Duolingo currently offers language courses for English speakers in Spanish, Portuguese, Italian, French and German. However they don’t just cater to english speakers but also offer English courses for speakers of Spanish, Portuguese and Italian. Future offerings are rumoured to include Chinese and perhaps (hopefully!) others.

Now few would claim that learning a new language is endless fun and games, however Duolingo have actually gamified the learning process – there are levels which you must complete to unlock the next levels for example, to complete a level you must earn points by getting answers right along the way, proving that you have learned and you even get “lives” which you lose when you mess up. You can also compete with other language learners and interact through the usual social mechanisms.

All this gamey goodness is great and even better it is FREE to learn a language with Duolingo, however there’s more to it than just learning a language – the system also employs crowdsourcing (fancy word for getting lots of people working for you for free) to do translations of all sorts of stuff on the web. How effective this is I am not sure, translations could still be wrong or contextually inappropriate even if more than one person has more or less ‘verified’ it – see Wikipedia for example of large scale crowd-sourcing which doesn’t always work although it is still pretty good.

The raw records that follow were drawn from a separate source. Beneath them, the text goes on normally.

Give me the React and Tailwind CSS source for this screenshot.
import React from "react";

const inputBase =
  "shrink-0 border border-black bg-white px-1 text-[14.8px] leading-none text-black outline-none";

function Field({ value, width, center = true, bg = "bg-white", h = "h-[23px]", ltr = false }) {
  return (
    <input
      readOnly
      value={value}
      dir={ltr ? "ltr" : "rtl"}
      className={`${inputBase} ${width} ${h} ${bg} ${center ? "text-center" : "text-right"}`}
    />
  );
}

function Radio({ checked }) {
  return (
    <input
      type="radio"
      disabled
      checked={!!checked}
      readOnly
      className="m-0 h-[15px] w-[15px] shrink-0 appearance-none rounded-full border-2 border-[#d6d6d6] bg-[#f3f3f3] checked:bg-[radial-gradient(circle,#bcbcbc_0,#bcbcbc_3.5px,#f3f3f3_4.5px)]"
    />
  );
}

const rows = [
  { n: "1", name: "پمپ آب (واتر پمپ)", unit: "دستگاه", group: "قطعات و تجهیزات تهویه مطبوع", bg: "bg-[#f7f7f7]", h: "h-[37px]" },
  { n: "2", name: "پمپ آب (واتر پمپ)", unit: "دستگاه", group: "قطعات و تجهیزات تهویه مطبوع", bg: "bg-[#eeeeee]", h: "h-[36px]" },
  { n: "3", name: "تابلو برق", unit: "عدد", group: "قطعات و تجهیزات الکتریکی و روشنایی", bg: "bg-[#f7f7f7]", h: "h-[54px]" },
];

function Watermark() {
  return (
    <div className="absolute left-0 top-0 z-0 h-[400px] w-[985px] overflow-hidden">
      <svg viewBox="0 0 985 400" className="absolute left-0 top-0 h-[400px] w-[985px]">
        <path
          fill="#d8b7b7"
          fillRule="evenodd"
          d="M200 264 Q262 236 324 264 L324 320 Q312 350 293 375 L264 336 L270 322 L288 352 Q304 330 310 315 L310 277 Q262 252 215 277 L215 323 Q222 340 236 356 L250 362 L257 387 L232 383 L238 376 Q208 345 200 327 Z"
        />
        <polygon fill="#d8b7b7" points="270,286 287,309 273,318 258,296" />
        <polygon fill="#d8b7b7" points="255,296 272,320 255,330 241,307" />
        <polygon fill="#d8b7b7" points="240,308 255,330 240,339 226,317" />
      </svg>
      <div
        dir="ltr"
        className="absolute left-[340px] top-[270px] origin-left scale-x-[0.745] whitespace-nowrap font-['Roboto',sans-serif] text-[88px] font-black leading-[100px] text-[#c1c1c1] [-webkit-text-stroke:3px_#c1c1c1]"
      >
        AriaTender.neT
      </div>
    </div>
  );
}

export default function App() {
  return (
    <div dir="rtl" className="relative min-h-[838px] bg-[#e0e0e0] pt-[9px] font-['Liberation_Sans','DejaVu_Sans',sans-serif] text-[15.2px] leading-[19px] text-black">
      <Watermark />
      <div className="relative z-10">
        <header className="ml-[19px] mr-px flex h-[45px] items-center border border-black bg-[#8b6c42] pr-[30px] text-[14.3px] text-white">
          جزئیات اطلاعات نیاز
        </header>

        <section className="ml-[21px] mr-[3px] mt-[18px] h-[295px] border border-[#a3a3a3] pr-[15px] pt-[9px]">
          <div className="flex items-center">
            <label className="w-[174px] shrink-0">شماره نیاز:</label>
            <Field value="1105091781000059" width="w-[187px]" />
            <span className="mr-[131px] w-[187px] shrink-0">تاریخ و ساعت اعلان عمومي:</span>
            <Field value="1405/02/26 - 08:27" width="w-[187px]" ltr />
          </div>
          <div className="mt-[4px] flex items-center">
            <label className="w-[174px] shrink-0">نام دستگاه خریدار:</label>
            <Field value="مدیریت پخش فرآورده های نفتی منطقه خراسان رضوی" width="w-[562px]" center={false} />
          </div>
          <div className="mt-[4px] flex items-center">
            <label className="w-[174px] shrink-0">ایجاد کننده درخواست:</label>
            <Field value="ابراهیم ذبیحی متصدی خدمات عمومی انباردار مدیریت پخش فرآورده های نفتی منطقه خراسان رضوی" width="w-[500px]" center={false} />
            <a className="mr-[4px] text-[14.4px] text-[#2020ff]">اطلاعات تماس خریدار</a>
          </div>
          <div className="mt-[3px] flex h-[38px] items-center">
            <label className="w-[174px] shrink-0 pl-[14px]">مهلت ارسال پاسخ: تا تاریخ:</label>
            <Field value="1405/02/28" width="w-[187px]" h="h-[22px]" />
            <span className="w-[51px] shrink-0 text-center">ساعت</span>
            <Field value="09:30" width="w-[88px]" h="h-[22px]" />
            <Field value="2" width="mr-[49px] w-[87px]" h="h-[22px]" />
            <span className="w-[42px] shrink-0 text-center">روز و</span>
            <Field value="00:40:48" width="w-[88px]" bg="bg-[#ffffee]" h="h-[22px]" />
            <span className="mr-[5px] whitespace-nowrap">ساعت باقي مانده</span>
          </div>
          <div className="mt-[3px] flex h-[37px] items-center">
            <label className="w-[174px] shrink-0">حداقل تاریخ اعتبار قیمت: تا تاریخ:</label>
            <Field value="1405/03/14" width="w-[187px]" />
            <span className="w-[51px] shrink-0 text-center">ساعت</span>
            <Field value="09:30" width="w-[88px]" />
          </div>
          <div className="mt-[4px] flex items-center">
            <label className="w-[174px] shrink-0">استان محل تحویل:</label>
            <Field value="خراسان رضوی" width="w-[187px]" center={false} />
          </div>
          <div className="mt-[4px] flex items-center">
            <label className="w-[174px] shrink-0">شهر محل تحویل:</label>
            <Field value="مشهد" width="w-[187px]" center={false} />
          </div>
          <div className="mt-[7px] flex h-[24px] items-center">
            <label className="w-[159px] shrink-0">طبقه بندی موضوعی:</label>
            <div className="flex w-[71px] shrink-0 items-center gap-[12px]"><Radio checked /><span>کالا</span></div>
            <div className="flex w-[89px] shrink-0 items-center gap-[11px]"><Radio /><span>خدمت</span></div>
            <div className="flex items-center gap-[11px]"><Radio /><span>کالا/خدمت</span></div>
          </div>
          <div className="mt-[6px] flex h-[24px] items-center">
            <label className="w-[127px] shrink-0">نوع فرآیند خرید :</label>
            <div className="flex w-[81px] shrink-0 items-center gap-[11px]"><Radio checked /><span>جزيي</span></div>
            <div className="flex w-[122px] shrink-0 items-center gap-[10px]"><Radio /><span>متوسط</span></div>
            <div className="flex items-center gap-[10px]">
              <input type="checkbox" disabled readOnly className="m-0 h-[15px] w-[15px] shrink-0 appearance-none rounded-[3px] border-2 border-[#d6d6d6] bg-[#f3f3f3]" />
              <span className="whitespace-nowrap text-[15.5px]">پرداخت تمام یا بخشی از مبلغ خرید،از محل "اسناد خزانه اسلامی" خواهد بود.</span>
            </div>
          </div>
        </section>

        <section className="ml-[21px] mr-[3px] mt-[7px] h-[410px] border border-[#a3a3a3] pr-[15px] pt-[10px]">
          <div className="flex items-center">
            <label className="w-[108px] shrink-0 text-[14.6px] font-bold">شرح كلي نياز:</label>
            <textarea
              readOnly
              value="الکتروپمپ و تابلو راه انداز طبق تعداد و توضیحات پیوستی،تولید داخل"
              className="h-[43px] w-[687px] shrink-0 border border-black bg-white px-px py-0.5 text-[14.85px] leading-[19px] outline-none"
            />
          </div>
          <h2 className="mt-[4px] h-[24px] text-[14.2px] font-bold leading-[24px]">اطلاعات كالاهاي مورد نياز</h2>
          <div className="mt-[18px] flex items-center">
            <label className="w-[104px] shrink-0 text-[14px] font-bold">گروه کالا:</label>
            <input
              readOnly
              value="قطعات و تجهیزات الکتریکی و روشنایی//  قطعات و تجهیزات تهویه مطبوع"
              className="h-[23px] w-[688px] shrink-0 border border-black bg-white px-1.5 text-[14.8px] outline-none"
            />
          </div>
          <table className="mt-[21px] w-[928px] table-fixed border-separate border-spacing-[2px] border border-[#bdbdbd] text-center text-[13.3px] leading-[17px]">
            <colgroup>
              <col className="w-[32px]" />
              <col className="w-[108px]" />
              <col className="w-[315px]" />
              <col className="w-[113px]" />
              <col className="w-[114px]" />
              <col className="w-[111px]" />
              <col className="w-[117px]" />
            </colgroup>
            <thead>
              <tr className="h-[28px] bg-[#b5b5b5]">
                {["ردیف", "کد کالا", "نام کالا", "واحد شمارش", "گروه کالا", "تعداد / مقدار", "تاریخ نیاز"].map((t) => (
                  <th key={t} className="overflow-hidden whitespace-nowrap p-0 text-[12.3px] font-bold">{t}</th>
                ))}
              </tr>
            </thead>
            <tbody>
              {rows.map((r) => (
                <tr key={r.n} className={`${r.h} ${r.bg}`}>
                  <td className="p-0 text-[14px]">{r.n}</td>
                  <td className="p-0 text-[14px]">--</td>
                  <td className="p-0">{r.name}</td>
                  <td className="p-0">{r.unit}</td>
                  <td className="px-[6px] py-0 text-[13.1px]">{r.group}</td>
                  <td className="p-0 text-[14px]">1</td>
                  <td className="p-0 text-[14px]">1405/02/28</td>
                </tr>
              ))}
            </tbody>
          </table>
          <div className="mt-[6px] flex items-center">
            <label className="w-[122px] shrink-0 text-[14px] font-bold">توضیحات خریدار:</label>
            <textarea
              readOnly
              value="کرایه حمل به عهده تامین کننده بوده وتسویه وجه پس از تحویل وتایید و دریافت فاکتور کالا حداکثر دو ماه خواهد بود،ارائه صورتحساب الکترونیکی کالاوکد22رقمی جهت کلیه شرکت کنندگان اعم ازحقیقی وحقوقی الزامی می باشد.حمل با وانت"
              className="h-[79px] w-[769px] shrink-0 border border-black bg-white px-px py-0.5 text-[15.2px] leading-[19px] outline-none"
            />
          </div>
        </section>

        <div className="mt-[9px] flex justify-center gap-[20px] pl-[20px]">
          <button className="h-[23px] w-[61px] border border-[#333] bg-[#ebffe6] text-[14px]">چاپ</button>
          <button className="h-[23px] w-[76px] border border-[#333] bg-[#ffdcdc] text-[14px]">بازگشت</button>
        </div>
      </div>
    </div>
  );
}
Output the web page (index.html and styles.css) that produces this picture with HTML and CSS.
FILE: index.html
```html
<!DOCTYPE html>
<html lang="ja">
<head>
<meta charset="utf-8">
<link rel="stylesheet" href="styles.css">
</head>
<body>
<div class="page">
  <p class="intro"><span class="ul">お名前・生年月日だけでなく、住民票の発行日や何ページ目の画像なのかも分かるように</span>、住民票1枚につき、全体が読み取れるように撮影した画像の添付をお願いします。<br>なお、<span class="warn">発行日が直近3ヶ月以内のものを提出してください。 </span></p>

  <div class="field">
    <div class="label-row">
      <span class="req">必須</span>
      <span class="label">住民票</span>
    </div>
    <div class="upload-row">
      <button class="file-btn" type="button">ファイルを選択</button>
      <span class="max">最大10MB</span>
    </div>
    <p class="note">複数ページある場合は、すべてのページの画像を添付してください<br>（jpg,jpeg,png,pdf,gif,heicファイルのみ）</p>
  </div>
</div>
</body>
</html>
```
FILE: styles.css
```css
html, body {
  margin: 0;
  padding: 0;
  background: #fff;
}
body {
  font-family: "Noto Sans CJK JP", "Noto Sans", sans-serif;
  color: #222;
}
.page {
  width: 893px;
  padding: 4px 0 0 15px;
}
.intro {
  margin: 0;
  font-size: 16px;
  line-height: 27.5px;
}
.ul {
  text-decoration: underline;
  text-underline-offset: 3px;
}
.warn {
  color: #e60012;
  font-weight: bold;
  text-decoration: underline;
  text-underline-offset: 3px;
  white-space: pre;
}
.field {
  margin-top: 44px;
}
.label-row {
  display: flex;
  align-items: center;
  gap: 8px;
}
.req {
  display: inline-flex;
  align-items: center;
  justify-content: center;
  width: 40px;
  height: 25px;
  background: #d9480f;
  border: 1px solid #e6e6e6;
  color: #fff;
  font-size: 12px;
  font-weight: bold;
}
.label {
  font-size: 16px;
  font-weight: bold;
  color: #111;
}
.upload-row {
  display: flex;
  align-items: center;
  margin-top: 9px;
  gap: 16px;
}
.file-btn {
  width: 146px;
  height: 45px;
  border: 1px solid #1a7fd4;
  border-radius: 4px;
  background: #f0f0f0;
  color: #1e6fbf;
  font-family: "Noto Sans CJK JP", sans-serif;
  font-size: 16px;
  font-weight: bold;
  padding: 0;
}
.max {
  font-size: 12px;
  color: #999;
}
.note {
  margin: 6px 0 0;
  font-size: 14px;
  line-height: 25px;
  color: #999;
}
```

Duolingo certainly seems reasonably good (and improving all the time) and involves innovative features which keep it relatively interesting and useful and which helps keep learners motivated. Recent reports have said that independent scientific research has shown it to be even more effective than traditional college courses. However, while it may be decent for learning vocabulary and useful phrases you still need to get out there and really talk to people to attain a respectable level of conversational fluency. Overall I would say that on its own it is not enough but as part of a comprehensive learning plan it is a useful (and free!) addition, particularly for beginners, but less so for more advanced learners.